DATASET:
━━━━━━━━━━━━━━━━━━━━━━━━━━━━━━
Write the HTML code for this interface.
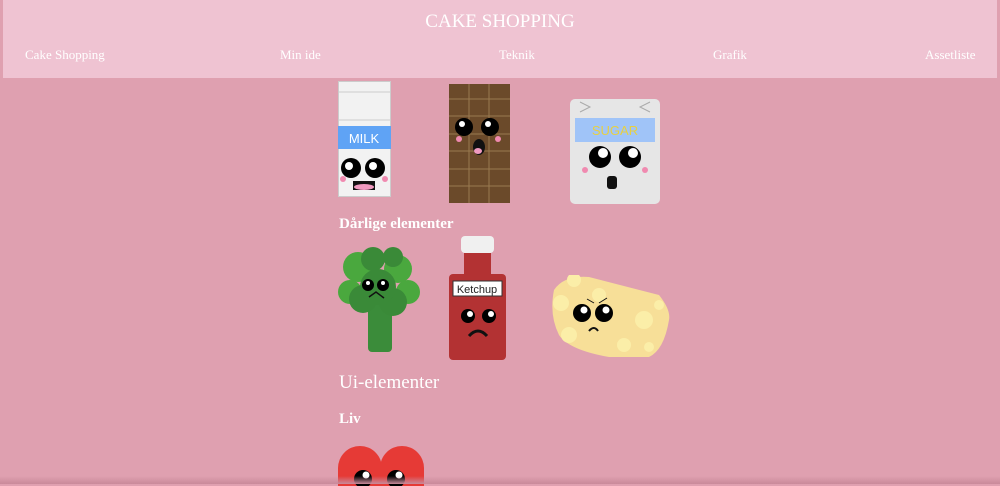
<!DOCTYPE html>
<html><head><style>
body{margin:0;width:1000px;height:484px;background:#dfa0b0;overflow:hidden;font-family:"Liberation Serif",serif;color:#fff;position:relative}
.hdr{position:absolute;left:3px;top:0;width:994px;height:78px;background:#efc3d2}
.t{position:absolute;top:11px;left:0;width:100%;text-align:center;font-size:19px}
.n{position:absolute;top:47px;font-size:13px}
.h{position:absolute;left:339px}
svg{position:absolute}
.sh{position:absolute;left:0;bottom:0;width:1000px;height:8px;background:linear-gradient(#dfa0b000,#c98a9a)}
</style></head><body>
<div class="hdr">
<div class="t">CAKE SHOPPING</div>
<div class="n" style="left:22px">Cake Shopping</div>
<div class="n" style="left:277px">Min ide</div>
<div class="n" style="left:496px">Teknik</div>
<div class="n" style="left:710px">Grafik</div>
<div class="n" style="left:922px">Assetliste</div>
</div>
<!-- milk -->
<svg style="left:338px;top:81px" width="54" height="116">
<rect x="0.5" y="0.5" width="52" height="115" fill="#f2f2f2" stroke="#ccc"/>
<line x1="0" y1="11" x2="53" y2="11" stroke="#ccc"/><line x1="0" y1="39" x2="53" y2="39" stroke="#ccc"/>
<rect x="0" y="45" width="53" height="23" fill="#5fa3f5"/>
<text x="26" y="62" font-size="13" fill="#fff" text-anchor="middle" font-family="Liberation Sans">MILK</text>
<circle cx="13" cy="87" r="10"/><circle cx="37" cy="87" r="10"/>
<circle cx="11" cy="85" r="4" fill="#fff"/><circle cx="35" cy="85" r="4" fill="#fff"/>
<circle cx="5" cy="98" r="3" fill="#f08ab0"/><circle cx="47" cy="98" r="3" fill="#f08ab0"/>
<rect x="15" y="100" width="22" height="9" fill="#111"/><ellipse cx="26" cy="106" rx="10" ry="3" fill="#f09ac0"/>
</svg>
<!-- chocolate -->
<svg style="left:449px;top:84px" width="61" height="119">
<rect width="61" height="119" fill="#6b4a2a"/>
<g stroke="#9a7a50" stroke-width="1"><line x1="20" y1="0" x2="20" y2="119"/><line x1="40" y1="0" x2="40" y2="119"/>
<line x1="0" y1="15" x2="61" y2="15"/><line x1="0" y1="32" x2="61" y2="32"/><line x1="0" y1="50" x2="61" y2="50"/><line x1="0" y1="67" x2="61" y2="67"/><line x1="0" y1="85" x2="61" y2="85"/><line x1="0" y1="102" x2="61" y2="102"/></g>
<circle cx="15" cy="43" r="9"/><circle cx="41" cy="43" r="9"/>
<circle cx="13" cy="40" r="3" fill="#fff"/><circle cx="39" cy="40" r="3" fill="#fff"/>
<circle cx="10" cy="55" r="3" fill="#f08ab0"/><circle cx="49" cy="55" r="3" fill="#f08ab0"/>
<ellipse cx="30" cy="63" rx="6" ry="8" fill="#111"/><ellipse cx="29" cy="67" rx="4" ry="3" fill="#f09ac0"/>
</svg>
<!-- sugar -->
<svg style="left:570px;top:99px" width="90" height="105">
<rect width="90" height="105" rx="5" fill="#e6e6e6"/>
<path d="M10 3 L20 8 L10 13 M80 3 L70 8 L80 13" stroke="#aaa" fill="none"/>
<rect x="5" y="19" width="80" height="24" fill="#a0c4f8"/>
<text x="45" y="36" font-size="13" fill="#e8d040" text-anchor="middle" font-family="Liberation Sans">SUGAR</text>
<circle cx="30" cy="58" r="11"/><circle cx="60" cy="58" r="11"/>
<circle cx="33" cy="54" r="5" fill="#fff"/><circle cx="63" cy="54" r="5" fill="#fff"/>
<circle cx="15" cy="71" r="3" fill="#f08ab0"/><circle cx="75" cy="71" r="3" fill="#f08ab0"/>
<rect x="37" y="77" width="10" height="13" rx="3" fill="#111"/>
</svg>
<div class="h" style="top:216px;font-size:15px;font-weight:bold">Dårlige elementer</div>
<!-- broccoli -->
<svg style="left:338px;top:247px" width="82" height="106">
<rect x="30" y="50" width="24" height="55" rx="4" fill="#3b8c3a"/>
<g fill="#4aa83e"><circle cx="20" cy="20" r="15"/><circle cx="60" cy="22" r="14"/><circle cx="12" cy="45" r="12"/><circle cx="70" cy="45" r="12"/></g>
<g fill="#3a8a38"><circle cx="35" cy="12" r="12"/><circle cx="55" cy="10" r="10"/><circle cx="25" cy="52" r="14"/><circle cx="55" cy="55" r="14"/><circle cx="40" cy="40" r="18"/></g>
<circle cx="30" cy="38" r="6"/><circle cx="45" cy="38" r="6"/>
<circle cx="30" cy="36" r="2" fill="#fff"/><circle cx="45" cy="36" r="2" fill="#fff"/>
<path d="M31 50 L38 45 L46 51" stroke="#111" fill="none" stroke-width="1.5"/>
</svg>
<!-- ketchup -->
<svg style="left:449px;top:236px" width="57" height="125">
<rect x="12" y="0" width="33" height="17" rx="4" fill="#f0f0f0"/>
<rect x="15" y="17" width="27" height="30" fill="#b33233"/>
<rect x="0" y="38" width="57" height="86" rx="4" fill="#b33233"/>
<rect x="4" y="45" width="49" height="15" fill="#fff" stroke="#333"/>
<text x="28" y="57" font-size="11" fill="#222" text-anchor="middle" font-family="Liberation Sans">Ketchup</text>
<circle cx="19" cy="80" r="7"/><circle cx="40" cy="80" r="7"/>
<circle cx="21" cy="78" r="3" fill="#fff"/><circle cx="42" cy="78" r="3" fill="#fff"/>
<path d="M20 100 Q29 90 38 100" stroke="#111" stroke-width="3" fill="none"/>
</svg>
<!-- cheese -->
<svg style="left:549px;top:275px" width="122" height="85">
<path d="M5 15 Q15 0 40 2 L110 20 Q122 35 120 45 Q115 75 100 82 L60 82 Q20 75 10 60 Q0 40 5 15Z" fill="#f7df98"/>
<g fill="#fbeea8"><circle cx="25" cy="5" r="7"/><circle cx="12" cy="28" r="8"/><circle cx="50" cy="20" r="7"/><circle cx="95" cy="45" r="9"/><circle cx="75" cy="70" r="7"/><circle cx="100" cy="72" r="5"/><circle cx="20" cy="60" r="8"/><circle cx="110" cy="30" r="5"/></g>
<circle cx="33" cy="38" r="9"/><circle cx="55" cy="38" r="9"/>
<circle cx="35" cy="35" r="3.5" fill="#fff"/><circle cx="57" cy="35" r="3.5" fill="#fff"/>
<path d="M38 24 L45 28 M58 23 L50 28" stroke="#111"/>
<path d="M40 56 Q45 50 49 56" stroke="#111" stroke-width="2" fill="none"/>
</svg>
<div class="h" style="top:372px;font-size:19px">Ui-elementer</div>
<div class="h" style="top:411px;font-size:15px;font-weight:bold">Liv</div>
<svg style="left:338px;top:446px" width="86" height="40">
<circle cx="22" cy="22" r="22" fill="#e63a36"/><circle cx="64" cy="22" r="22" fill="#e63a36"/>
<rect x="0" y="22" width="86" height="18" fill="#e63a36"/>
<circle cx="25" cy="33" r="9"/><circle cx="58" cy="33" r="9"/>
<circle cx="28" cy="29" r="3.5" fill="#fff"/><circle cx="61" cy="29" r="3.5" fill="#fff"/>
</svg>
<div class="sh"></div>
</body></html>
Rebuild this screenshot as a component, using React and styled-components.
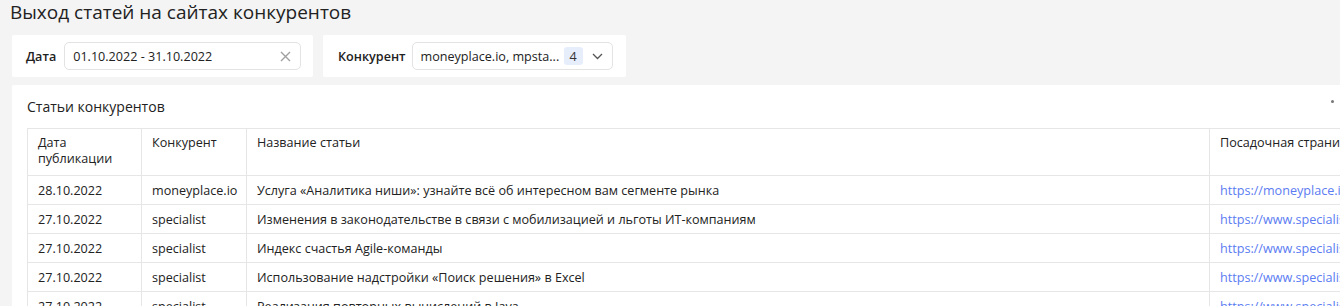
━━━━━━━━━━━━━━━━━━━━━━━━━━━━━━
OBJECTIVE: Please list every line of the records that contains "this".

RESPONSE:
Write the HTML code for this interface.
Rebuild this screenshot as a component, using React and styled-components.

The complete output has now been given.